[Collected data]
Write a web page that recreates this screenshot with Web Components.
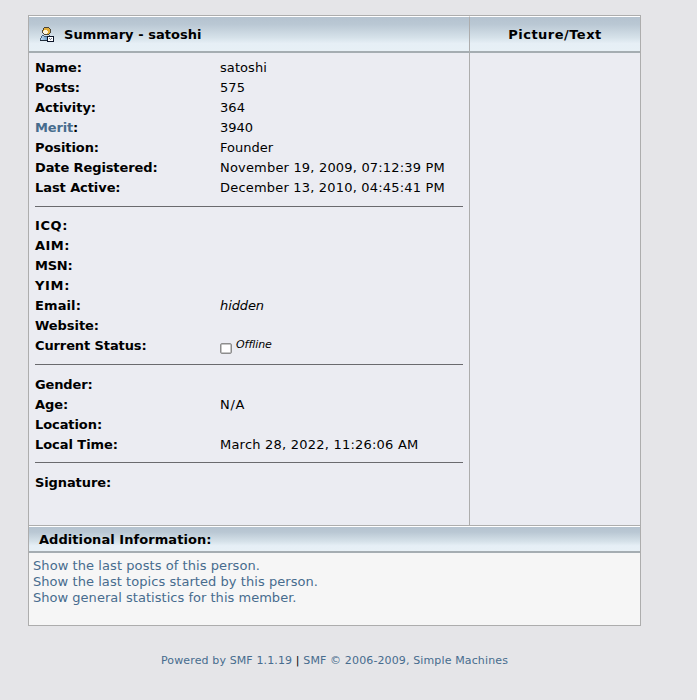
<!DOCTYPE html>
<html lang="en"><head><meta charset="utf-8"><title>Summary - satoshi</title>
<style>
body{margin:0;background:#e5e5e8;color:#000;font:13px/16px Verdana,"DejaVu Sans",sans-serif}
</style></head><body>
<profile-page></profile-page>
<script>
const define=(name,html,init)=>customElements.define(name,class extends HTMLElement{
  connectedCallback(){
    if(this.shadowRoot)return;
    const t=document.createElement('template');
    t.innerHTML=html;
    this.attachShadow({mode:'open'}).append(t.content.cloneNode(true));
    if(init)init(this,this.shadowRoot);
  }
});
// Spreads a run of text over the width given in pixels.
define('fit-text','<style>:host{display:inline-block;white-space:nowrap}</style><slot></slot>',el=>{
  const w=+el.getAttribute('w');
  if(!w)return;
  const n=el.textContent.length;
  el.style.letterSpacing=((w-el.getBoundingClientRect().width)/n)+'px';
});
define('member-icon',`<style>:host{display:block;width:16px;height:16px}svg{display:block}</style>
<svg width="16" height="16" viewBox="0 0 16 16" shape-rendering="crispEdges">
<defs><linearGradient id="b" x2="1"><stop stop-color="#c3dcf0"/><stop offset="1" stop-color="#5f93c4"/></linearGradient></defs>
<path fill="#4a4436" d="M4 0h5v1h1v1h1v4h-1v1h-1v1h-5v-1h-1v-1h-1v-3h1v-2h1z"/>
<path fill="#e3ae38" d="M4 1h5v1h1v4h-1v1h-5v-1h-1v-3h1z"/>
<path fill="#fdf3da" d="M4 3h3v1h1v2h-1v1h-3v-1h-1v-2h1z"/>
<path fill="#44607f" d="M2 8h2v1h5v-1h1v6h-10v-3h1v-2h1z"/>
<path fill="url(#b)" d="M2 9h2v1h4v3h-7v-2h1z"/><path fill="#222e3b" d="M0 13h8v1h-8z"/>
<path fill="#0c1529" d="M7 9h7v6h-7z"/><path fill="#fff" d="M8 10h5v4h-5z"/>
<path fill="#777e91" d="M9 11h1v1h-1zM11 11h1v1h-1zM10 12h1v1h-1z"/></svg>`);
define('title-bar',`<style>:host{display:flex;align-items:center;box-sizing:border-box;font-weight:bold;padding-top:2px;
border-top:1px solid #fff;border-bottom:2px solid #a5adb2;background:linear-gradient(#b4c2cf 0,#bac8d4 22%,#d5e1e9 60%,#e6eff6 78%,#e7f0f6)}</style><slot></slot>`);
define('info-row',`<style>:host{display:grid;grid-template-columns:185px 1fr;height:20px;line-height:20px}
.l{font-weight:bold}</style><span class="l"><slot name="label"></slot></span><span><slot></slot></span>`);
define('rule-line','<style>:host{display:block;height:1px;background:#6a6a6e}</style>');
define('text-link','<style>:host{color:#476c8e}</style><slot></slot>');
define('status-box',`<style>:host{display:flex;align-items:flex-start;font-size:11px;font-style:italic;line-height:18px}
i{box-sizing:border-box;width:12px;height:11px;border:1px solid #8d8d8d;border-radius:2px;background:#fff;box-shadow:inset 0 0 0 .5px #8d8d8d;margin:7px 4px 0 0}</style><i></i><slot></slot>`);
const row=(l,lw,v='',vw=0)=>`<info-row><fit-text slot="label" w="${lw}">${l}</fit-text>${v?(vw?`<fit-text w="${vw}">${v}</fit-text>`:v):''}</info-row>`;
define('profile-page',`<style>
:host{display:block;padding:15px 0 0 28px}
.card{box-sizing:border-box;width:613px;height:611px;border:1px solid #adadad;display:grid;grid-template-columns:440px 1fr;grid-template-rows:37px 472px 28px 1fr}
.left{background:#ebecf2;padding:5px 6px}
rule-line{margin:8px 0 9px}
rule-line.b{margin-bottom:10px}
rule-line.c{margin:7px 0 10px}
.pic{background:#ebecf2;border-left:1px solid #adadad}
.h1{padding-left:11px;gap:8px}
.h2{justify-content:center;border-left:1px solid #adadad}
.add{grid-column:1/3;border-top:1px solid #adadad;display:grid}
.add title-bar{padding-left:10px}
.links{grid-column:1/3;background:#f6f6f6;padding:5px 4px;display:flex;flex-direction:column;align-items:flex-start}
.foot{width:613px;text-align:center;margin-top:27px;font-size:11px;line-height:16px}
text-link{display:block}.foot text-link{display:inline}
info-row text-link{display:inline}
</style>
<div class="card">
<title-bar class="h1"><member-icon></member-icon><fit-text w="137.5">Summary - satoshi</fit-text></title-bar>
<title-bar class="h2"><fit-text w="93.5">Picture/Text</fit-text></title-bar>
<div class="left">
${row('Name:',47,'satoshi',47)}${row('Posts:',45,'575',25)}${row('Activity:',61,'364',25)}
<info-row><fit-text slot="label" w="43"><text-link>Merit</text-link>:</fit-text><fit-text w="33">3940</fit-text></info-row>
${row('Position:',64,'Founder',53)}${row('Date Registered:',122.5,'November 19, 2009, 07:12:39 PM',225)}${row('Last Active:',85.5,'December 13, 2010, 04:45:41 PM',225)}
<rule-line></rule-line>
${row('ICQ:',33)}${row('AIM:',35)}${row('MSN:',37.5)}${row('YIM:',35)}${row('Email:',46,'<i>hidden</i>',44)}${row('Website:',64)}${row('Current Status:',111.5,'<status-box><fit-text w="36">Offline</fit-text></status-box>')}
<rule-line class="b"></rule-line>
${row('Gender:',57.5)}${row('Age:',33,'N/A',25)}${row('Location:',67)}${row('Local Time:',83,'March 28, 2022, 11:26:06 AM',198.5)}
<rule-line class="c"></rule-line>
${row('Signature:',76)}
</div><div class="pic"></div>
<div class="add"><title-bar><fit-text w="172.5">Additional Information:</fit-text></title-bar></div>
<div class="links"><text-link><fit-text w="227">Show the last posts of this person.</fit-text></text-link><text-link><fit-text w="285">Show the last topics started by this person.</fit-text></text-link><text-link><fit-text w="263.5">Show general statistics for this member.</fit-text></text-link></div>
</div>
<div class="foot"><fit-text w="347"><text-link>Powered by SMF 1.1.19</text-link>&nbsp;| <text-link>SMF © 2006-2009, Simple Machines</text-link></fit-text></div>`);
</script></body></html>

* * *

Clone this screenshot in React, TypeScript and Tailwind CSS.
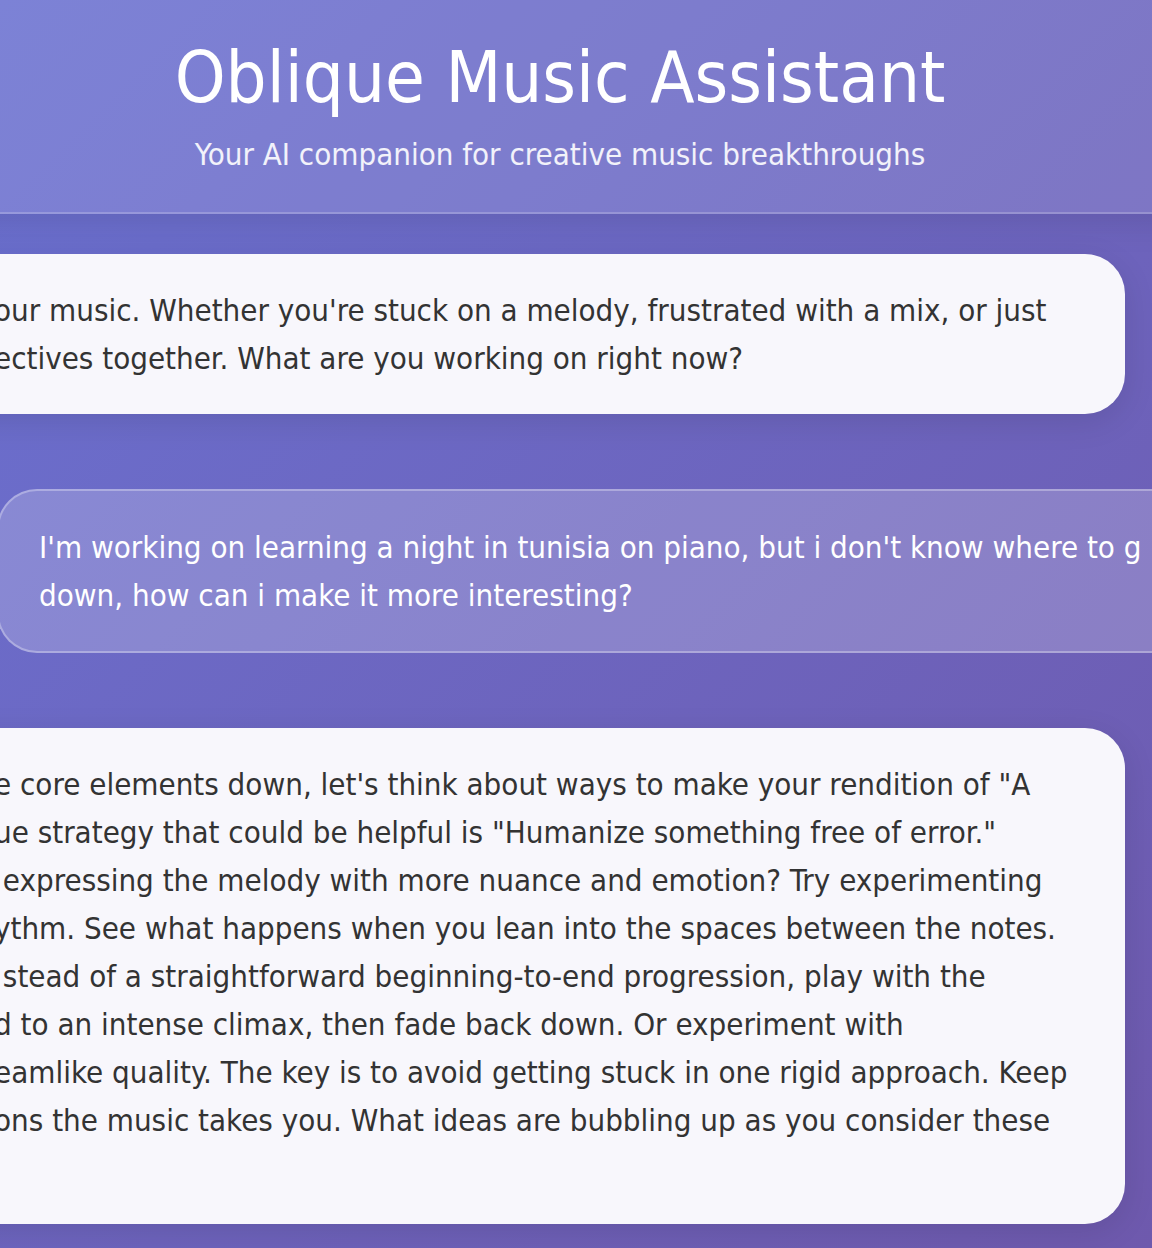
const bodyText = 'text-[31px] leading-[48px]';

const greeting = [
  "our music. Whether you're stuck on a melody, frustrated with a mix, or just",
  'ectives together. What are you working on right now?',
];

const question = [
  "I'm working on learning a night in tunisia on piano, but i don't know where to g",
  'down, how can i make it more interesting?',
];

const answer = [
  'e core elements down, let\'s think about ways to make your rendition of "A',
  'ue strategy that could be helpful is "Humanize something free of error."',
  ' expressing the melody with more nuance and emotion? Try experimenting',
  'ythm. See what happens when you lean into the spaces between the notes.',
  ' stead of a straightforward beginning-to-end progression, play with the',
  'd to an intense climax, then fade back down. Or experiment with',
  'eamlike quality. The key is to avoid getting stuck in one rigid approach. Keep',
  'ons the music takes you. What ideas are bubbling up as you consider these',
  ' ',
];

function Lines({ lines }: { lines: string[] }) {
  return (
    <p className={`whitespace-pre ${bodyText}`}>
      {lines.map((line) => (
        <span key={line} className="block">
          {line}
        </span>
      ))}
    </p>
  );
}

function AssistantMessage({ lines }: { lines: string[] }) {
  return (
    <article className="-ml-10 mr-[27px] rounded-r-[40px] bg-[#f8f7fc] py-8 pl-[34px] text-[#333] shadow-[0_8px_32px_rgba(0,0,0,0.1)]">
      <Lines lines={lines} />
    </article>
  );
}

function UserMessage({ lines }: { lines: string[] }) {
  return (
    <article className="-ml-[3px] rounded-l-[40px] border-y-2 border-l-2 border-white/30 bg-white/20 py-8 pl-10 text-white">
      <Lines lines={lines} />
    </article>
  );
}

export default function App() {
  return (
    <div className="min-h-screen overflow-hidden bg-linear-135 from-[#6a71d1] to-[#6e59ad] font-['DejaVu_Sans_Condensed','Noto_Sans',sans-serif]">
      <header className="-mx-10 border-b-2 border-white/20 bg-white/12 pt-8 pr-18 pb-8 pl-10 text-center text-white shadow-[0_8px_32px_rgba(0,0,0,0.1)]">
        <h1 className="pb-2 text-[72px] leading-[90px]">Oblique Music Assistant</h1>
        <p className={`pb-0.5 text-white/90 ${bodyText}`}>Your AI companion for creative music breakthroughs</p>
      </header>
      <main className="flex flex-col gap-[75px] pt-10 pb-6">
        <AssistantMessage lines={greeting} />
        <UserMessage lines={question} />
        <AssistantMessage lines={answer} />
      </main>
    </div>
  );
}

— Brief —
Every line above that contains the word "screenshot" should be reported.

— Solution to this problem —
Write a web page that recreates this screenshot with Web Components.
Clone this screenshot in React, TypeScript and Tailwind CSS.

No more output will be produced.